On Thu, 2005-05-19 at 08:04 +0200, Enrico Scholz wrote:
It will cause lot of problems when two regular sessions have a
different
view of the filesystem. E.g. when session A mounts /media/cdrom, this
will not be available in session B.
Work is going on on making "shared subtrees" as I think they're called
working upstream.
Or the /etc/mtab designflaw of 'mount'... it is not NS aware,
and although
it causes other problems e.g. in read-only / it was impossible to eradicate
it in all the years.
Yeah...that's a can of worms.
Think of automounting /home/foo: In root-namespace (where the
automounter
was started), nobody accessed this dir and is is not mounted yet.
I think this is essentially the same issue as the first one; if we have
shared subtrees then this should work.
> noexec's always been virtually useless.
Why?
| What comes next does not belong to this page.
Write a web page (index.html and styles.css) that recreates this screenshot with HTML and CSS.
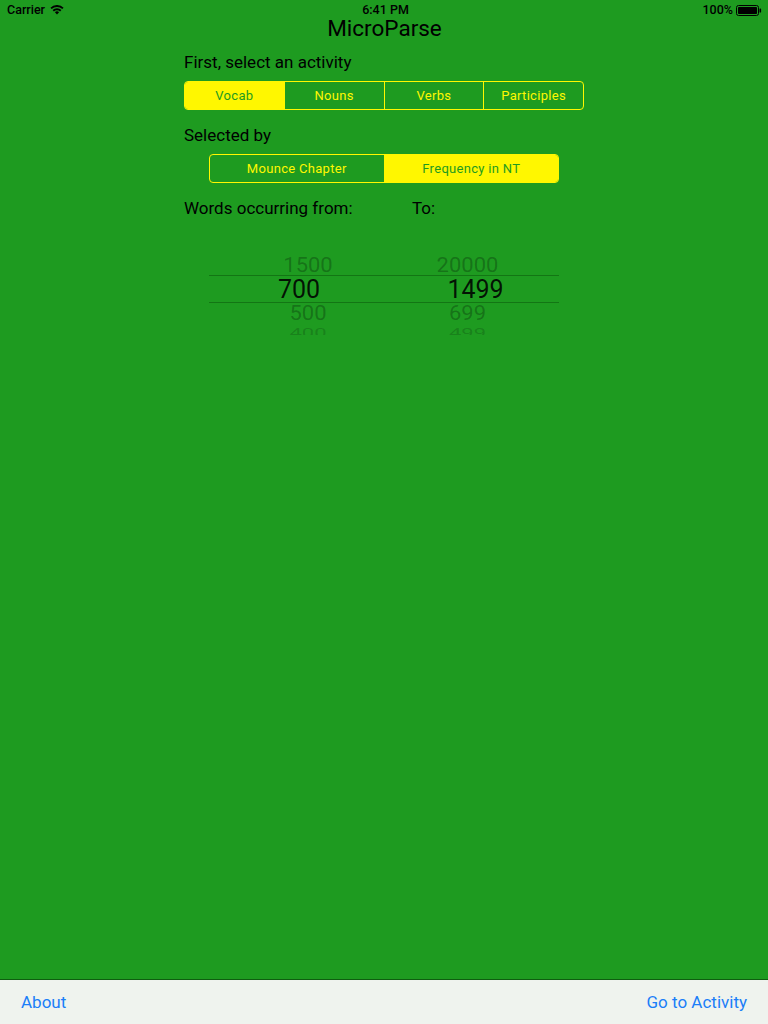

The '/lib/ld-2... /tmp/foo' trick does not work anymore with recent
kernels.
That's cool that that hole is closed, although I wonder if there are
other ones. Besides that, there's a few other facets of "useless":
first, that lots of things break on noexec /tmp, and second, you need to
ensure that there aren't any other writable areas that aren't mounted
noexec, and third, SELinux gives you a much more fine-grained control
over execute permissions anyways.
>> * CLONE_NEWNS + 'mount --bind' are not very well
documented and it is
>> often unclear whether strange behavior is expected or not. E.g. it may
>> happen that '/' and '/..' are pointing to different inodes;
dunno if
>> this is wanted or not.
>
> Hm, so it might confuse tools?
Yes, it breaks e.g. chroot operations of yum.
Even just for a new /tmp namespace? Seems surprising.